-------- SUPPLIED INFORMATION --------

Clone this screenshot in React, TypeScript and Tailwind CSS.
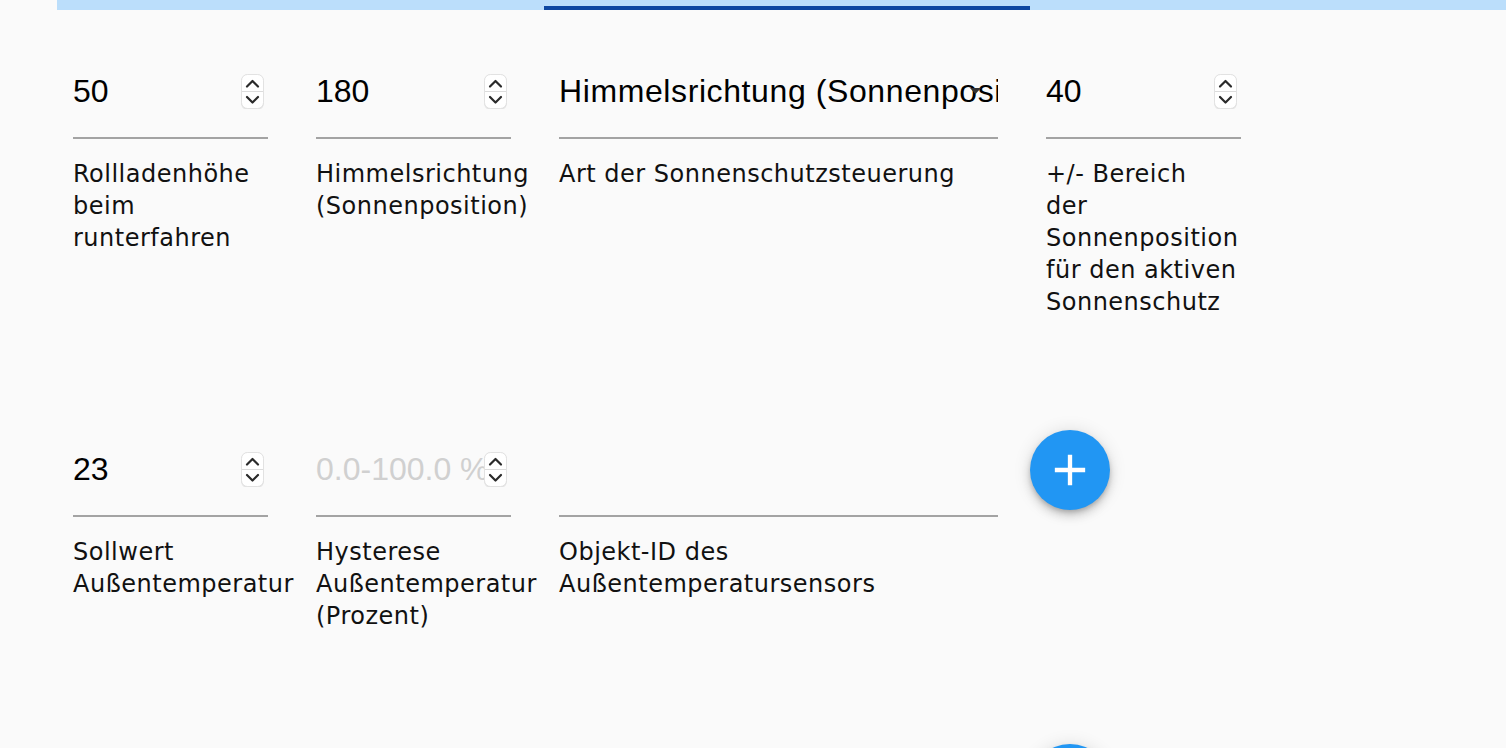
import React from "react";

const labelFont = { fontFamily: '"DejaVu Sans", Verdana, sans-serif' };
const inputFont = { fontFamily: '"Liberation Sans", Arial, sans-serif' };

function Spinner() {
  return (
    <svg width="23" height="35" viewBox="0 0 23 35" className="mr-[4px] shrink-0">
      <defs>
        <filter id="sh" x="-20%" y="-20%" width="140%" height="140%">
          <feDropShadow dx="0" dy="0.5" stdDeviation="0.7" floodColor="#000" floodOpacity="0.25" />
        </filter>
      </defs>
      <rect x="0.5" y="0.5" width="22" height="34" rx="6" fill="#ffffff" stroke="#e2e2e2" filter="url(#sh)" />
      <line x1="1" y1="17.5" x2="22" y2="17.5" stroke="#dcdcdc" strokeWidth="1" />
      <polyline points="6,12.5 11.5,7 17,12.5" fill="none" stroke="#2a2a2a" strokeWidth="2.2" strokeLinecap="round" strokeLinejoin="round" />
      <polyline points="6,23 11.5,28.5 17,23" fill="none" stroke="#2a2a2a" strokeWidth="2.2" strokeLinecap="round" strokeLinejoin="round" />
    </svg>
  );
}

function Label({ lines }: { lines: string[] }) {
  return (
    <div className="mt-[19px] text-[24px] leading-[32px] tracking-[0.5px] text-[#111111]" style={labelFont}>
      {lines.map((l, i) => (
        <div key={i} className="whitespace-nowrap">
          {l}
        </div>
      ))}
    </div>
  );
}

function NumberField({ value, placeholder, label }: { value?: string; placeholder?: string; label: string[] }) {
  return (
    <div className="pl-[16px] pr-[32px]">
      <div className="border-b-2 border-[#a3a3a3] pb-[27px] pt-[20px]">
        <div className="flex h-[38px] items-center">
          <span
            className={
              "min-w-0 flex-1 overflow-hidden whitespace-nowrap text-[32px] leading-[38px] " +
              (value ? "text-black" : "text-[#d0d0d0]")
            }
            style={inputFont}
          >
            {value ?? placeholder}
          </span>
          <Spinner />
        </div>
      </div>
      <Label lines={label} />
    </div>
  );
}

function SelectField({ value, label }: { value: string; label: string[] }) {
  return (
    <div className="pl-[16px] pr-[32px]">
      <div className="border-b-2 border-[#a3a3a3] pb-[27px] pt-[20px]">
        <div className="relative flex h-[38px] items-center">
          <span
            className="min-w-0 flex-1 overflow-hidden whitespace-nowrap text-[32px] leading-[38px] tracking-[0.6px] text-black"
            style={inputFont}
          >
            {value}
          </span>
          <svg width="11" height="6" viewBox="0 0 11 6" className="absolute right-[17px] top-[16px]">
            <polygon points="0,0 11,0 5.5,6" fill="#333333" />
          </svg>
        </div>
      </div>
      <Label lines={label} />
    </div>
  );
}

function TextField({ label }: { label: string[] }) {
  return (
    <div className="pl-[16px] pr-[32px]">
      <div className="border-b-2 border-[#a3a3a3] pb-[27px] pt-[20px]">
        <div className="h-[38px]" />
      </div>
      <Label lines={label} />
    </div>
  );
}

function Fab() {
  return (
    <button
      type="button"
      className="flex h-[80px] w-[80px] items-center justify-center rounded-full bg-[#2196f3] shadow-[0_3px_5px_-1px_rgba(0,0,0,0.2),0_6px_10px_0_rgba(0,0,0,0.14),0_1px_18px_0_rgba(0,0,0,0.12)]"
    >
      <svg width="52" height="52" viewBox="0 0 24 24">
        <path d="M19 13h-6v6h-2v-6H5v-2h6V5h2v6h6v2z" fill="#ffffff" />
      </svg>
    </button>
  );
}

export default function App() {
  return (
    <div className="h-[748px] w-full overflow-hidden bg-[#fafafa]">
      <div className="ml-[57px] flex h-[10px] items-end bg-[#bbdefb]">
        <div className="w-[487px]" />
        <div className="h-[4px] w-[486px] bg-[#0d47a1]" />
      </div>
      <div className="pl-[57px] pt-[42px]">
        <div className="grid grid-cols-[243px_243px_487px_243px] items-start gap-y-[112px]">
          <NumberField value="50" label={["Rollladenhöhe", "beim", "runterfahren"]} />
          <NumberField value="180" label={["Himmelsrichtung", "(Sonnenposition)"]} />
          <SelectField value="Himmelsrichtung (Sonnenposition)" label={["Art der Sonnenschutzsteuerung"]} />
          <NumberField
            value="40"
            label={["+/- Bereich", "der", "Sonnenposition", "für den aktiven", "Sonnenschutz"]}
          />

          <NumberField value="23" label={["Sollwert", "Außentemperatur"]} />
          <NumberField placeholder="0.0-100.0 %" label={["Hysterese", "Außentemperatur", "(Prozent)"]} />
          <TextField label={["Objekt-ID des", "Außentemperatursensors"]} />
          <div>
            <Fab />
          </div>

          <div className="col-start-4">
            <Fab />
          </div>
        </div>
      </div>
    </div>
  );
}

--------

_GOAL_
Please transcribe the material above exactly as written. Leave the pictures out.

_SOLUTION FOR THIS EXERCISE_
Clone this screenshot in React, TypeScript and Tailwind CSS.
import React from "react";

const labelFont = { fontFamily: '"DejaVu Sans", Verdana, sans-serif' };
const inputFont = { fontFamily: '"Liberation Sans", Arial, sans-serif' };

function Spinner() {
  return (
    <svg width="23" height="35" viewBox="0 0 23 35" className="mr-[4px] shrink-0">
      <defs>
        <filter id="sh" x="-20%" y="-20%" width="140%" height="140%">
          <feDropShadow dx="0" dy="0.5" stdDeviation="0.7" floodColor="#000" floodOpacity="0.25" />
        </filter>
      </defs>
      <rect x="0.5" y="0.5" width="22" height="34" rx="6" fill="#ffffff" stroke="#e2e2e2" filter="url(#sh)" />
      <line x1="1" y1="17.5" x2="22" y2="17.5" stroke="#dcdcdc" strokeWidth="1" />
      <polyline points="6,12.5 11.5,7 17,12.5" fill="none" stroke="#2a2a2a" strokeWidth="2.2" strokeLinecap="round" strokeLinejoin="round" />
      <polyline points="6,23 11.5,28.5 17,23" fill="none" stroke="#2a2a2a" strokeWidth="2.2" strokeLinecap="round" strokeLinejoin="round" />
    </svg>
  );
}

function Label({ lines }: { lines: string[] }) {
  return (
    <div className="mt-[19px] text-[24px] leading-[32px] tracking-[0.5px] text-[#111111]" style={labelFont}>
      {lines.map((l, i) => (
        <div key={i} className="whitespace-nowrap">
          {l}
        </div>
      ))}
    </div>
  );
}

function NumberField({ value, placeholder, label }: { value?: string; placeholder?: string; label: string[] }) {
  return (
    <div className="pl-[16px] pr-[32px]">
      <div className="border-b-2 border-[#a3a3a3] pb-[27px] pt-[20px]">
        <div className="flex h-[38px] items-center">
          <span
            className={
              "min-w-0 flex-1 overflow-hidden whitespace-nowrap text-[32px] leading-[38px] " +
              (value ? "text-black" : "text-[#d0d0d0]")
            }
            style={inputFont}
          >
            {value ?? placeholder}
          </span>
          <Spinner />
        </div>
      </div>
      <Label lines={label} />
    </div>
  );
}

function SelectField({ value, label }: { value: string; label: string[] }) {
  return (
    <div className="pl-[16px] pr-[32px]">
      <div className="border-b-2 border-[#a3a3a3] pb-[27px] pt-[20px]">
        <div className="relative flex h-[38px] items-center">
          <span
            className="min-w-0 flex-1 overflow-hidden whitespace-nowrap text-[32px] leading-[38px] tracking-[0.6px] text-black"
            style={inputFont}
          >
            {value}
          </span>
          <svg width="11" height="6" viewBox="0 0 11 6" className="absolute right-[17px] top-[16px]">
            <polygon points="0,0 11,0 5.5,6" fill="#333333" />
          </svg>
        </div>
      </div>
      <Label lines={label} />
    </div>
  );
}

function TextField({ label }: { label: string[] }) {
  return (
    <div className="pl-[16px] pr-[32px]">
      <div className="border-b-2 border-[#a3a3a3] pb-[27px] pt-[20px]">
        <div className="h-[38px]" />
      </div>
      <Label lines={label} />
    </div>
  );
}

function Fab() {
  return (
    <button
      type="button"
      className="flex h-[80px] w-[80px] items-center justify-center rounded-full bg-[#2196f3] shadow-[0_3px_5px_-1px_rgba(0,0,0,0.2),0_6px_10px_0_rgba(0,0,0,0.14),0_1px_18px_0_rgba(0,0,0,0.12)]"
    >
      <svg width="52" height="52" viewBox="0 0 24 24">
        <path d="M19 13h-6v6h-2v-6H5v-2h6V5h2v6h6v2z" fill="#ffffff" />
      </svg>
    </button>
  );
}

export default function App() {
  return (
    <div className="h-[748px] w-full overflow-hidden bg-[#fafafa]">
      <div className="ml-[57px] flex h-[10px] items-end bg-[#bbdefb]">
        <div className="w-[487px]" />
        <div className="h-[4px] w-[486px] bg-[#0d47a1]" />
      </div>
      <div className="pl-[57px] pt-[42px]">
        <div className="grid grid-cols-[243px_243px_487px_243px] items-start gap-y-[112px]">
          <NumberField value="50" label={["Rollladenhöhe", "beim", "runterfahren"]} />
          <NumberField value="180" label={["Himmelsrichtung", "(Sonnenposition)"]} />
          <SelectField value="Himmelsrichtung (Sonnenposition)" label={["Art der Sonnenschutzsteuerung"]} />
          <NumberField
            value="40"
            label={["+/- Bereich", "der", "Sonnenposition", "für den aktiven", "Sonnenschutz"]}
          />

          <NumberField value="23" label={["Sollwert", "Außentemperatur"]} />
          <NumberField placeholder="0.0-100.0 %" label={["Hysterese", "Außentemperatur", "(Prozent)"]} />
          <TextField label={["Objekt-ID des", "Außentemperatursensors"]} />
          <div>
            <Fab />
          </div>

          <div className="col-start-4">
            <Fab />
          </div>
        </div>
      </div>
    </div>
  );
}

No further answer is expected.